— BEGIN —

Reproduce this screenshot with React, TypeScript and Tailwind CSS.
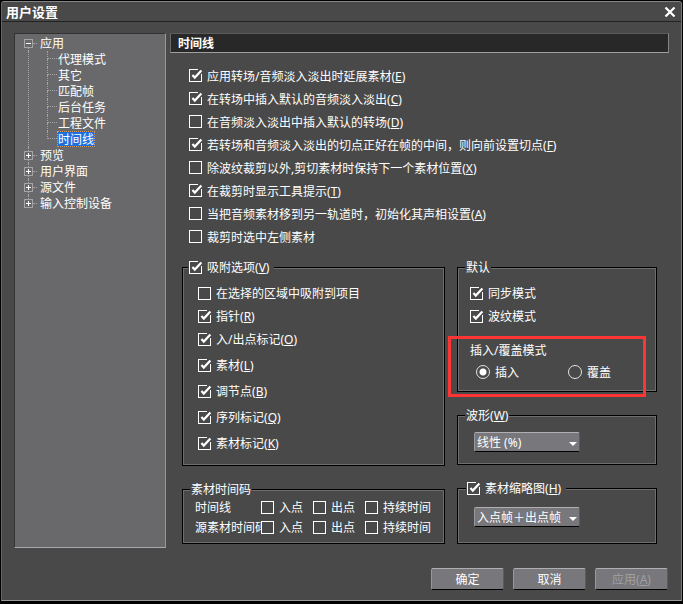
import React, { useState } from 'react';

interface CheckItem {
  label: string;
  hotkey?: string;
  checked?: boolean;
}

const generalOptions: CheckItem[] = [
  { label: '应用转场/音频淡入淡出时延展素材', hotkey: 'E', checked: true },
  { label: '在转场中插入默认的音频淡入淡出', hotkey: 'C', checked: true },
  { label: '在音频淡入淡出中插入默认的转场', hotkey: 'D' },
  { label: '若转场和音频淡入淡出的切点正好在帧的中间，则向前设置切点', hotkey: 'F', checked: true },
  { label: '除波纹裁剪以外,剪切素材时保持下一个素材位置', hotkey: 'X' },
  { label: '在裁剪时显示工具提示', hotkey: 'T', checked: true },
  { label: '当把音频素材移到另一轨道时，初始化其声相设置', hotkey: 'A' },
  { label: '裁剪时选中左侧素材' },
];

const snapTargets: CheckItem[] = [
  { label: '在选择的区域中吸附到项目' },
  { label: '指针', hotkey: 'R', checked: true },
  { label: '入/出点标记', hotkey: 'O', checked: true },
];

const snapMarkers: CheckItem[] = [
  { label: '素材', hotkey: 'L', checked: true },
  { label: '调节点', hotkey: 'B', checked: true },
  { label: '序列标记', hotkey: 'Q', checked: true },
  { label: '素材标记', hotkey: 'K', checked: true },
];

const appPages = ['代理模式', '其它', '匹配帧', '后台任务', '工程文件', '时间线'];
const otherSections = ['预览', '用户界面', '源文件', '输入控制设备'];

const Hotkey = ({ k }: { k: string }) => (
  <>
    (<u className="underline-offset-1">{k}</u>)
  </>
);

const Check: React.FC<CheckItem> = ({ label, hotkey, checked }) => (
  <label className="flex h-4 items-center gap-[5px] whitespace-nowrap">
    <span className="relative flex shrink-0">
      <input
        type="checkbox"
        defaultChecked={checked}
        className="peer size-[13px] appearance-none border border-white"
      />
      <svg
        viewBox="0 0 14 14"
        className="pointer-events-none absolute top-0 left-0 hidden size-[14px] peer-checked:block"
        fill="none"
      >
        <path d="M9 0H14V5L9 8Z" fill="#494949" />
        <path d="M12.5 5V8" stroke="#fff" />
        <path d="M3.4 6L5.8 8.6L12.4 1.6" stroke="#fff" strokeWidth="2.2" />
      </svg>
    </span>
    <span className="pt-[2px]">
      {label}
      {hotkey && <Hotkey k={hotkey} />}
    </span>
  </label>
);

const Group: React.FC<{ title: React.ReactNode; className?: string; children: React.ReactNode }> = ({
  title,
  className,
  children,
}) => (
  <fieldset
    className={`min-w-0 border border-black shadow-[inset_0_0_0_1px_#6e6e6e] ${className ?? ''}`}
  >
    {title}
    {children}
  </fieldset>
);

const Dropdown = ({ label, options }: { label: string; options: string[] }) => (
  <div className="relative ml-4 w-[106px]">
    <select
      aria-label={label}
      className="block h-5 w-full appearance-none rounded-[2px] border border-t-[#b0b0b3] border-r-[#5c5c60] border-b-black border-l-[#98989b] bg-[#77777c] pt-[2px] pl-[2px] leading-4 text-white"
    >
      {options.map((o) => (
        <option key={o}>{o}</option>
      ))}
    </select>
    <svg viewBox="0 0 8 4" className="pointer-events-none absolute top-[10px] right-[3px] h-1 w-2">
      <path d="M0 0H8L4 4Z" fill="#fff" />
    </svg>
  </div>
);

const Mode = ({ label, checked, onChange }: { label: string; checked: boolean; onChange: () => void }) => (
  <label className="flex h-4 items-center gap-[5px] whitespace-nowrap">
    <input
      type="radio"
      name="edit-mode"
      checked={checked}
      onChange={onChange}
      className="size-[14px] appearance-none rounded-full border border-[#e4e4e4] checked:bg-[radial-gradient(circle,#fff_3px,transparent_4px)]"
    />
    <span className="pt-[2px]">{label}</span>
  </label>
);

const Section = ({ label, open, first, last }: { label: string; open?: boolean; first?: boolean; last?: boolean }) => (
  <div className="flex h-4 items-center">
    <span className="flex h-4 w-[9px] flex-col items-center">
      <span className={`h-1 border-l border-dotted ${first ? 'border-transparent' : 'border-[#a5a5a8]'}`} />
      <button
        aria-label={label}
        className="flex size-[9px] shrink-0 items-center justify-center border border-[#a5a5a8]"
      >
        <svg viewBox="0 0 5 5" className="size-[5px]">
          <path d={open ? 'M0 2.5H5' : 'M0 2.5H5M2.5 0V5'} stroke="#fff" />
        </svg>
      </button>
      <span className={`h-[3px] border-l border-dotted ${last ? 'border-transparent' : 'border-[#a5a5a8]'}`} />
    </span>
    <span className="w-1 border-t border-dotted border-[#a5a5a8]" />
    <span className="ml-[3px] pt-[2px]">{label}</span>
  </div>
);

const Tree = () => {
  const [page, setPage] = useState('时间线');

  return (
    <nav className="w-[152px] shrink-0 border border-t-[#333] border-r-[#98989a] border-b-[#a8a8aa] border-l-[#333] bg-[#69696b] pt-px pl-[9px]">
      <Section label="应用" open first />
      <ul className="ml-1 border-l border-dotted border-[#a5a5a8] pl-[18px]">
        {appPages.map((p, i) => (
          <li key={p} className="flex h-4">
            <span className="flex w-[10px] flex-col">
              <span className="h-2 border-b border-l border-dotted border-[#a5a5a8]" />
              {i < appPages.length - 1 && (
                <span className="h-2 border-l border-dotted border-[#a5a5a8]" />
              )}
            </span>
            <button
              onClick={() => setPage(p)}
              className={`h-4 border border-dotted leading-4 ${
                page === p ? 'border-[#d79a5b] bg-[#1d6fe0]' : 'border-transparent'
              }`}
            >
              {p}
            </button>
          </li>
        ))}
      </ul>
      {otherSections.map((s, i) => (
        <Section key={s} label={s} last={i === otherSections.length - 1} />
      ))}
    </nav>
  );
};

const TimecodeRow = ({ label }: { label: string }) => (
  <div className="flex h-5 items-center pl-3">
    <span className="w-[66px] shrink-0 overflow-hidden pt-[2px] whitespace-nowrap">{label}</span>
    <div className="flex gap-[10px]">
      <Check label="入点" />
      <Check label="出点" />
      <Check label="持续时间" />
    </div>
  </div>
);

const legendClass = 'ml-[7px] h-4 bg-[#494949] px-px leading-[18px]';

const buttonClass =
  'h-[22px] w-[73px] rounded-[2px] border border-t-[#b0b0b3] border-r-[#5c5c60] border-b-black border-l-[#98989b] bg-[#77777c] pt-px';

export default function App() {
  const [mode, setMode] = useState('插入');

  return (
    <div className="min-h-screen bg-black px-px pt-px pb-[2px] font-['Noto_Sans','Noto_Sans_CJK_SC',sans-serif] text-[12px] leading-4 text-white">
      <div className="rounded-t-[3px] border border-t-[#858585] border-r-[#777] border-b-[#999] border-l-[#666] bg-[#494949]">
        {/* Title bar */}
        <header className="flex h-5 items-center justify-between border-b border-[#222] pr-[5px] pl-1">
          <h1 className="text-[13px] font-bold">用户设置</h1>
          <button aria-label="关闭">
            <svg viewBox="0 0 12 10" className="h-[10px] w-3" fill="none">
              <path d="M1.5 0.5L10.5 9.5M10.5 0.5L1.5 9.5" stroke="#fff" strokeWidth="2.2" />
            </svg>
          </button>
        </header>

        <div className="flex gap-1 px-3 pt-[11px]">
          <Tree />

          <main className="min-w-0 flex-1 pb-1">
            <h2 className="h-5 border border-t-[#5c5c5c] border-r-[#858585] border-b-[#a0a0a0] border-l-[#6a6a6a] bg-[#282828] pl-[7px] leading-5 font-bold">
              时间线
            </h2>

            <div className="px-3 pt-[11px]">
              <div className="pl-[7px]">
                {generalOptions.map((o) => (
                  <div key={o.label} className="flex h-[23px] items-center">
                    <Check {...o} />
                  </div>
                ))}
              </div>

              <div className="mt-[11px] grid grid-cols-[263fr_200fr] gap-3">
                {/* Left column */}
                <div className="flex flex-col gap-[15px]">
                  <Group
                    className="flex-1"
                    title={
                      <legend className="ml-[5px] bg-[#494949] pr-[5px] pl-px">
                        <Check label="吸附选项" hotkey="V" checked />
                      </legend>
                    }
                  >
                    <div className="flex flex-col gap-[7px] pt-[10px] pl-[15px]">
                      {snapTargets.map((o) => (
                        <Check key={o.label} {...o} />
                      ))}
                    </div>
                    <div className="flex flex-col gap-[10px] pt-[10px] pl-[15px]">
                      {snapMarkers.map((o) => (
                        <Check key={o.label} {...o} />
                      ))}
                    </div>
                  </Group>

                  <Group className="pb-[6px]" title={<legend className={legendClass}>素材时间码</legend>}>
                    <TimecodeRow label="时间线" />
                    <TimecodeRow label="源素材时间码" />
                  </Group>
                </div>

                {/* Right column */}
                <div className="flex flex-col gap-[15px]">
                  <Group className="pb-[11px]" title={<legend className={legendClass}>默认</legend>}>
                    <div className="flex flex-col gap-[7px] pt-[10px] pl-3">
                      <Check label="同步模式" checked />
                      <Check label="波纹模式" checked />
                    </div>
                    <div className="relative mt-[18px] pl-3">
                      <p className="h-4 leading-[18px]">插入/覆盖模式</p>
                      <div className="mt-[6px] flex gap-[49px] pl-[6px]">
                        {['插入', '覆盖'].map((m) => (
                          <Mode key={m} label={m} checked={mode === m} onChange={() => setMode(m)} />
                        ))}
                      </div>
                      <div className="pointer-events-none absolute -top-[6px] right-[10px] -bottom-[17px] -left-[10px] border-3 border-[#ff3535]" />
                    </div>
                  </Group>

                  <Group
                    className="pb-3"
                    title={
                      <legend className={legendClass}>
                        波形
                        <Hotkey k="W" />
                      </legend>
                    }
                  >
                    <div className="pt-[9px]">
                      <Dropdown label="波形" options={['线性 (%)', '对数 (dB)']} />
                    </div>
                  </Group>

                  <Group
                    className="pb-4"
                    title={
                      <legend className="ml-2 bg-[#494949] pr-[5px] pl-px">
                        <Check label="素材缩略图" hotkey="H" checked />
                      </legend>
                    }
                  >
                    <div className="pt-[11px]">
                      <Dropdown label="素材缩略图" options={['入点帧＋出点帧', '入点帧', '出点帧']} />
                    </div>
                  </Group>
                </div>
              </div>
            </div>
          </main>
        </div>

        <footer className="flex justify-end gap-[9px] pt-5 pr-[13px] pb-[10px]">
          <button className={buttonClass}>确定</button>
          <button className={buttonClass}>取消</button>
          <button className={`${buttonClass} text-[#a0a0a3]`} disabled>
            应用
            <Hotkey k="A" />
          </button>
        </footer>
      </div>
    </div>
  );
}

— END —

== Task to carry out ==
Every line from the top of the material above through the line with "const otherSections = ['预览', '用户界面', '源文件', '输入控制设备'];" should be duplicated exactly, please; leave out the pictures.

== Solution to the problem ==
Reproduce this screenshot with React, TypeScript and Tailwind CSS.
import React, { useState } from 'react';

interface CheckItem {
  label: string;
  hotkey?: string;
  checked?: boolean;
}

const generalOptions: CheckItem[] = [
  { label: '应用转场/音频淡入淡出时延展素材', hotkey: 'E', checked: true },
  { label: '在转场中插入默认的音频淡入淡出', hotkey: 'C', checked: true },
  { label: '在音频淡入淡出中插入默认的转场', hotkey: 'D' },
  { label: '若转场和音频淡入淡出的切点正好在帧的中间，则向前设置切点', hotkey: 'F', checked: true },
  { label: '除波纹裁剪以外,剪切素材时保持下一个素材位置', hotkey: 'X' },
  { label: '在裁剪时显示工具提示', hotkey: 'T', checked: true },
  { label: '当把音频素材移到另一轨道时，初始化其声相设置', hotkey: 'A' },
  { label: '裁剪时选中左侧素材' },
];

const snapTargets: CheckItem[] = [
  { label: '在选择的区域中吸附到项目' },
  { label: '指针', hotkey: 'R', checked: true },
  { label: '入/出点标记', hotkey: 'O', checked: true },
];

const snapMarkers: CheckItem[] = [
  { label: '素材', hotkey: 'L', checked: true },
  { label: '调节点', hotkey: 'B', checked: true },
  { label: '序列标记', hotkey: 'Q', checked: true },
  { label: '素材标记', hotkey: 'K', checked: true },
];

const appPages = ['代理模式', '其它', '匹配帧', '后台任务', '工程文件', '时间线'];
const otherSections = ['预览', '用户界面', '源文件', '输入控制设备'];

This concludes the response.